Opposition to world’s largest arms fair will not stop British government’s support for lucrative trade
Protests will fall on deaf ears as UK makes billions from exports, Lizzie Dearden writes
Most people will not have heard of Defence and Security Equipment International (DSEI) or be aware of its appearance in London every two years. The world’s largest arms fair is an event for those “in the know”, namely weapons manufacturers, international militaries and delegations from governments including Saudi Arabia.
Organisers hail the “unrivalled scale” of the four-day fair held at London’s ExCeL centre, despite loud opposition from Sadiq Khan, the local authority and protesters who are arrested in their scores at every DSEI. More than 35,000 people are expected to attend this week, each one of them carefully vetted and searched before being allowed inside the cavernous conference centre to mingle with ministers and heads of the world’s largest militaries.
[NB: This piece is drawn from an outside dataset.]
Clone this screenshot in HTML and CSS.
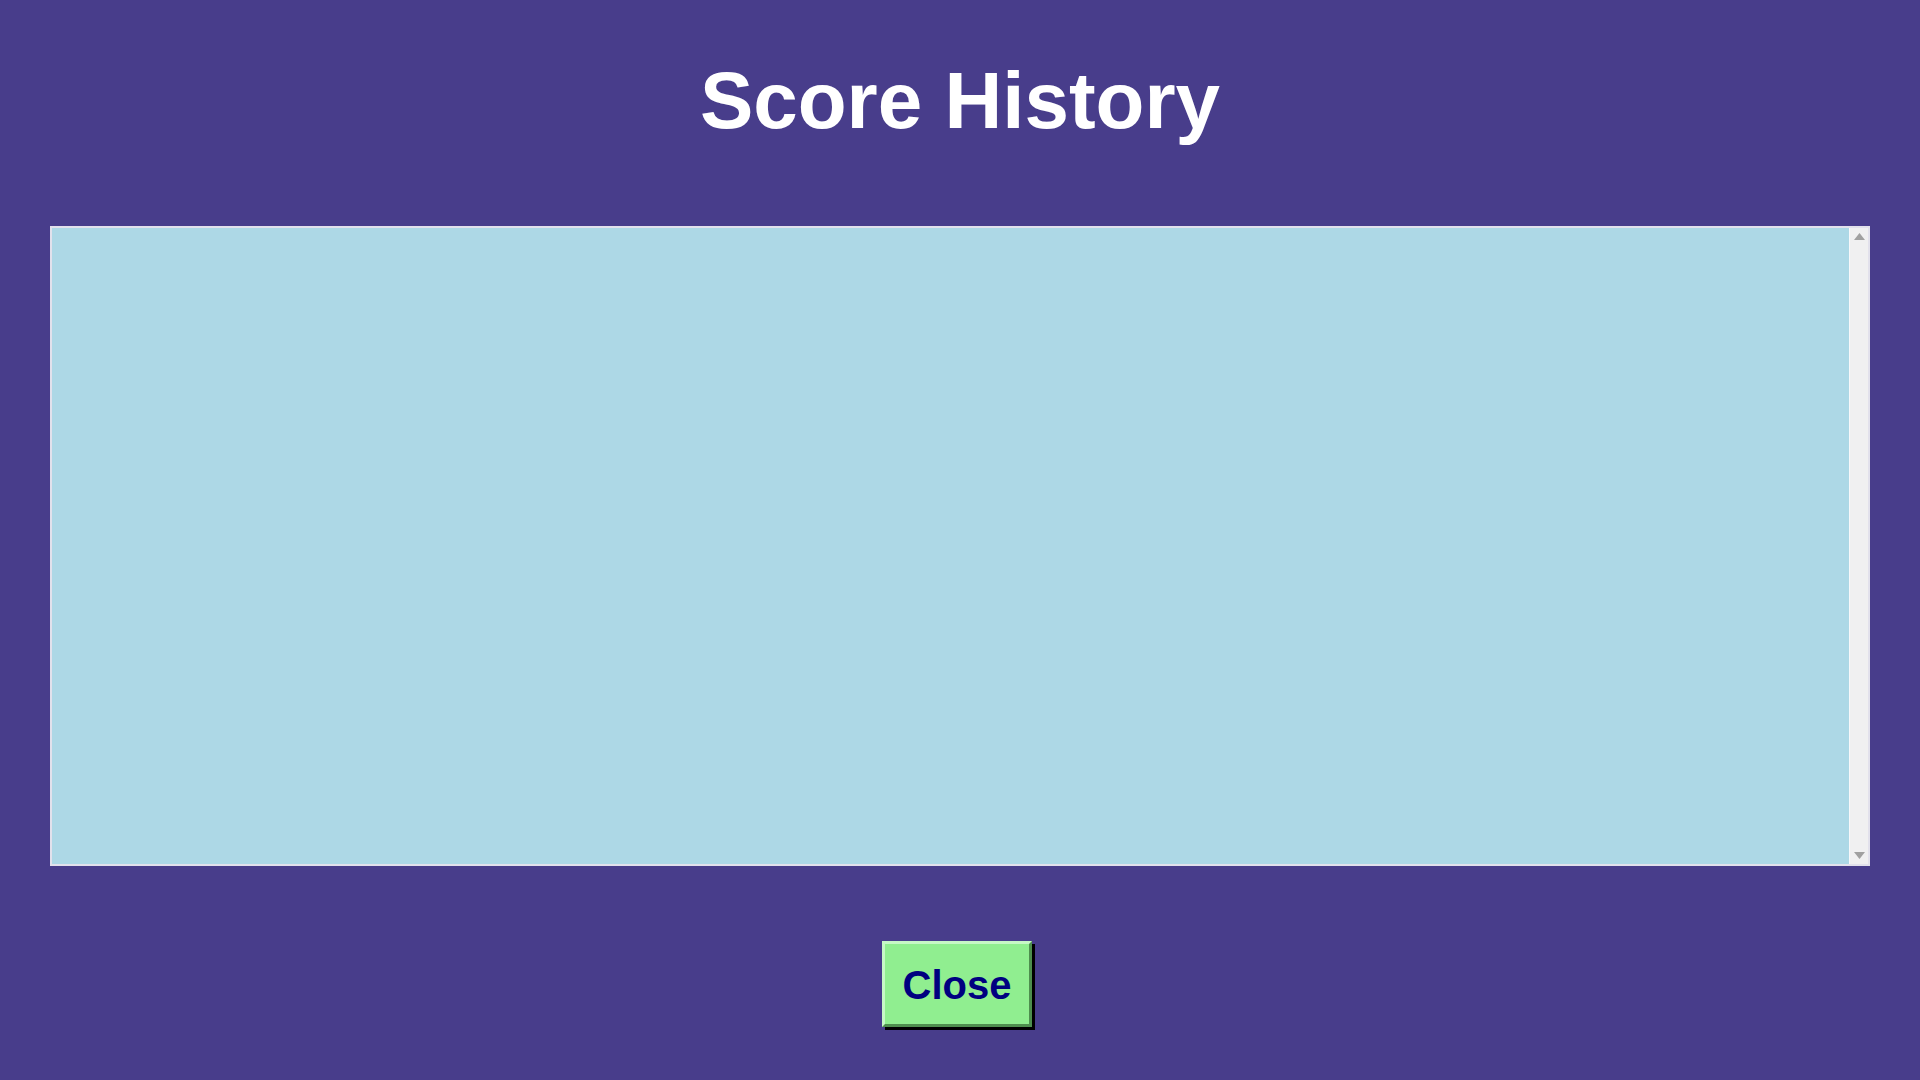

They will be greeted by a jarring spectacle, where suited delegations quaff free wine over cabinets full of ammunition. Meetings deciding multi-million pound weapons deals happen in the shadow of real tanks and helicopters. DSEI puts an unsettlingly corporate sheen on what is, in reality, a festival of killing machines, from guns to drones, jets, ballistic missiles, hand grenades, rocket launchers and mortars. In the event’s language, death is “defence”, weapons are “technology”, and countries accused of war crimes and human rights abuses are “strategic partners”.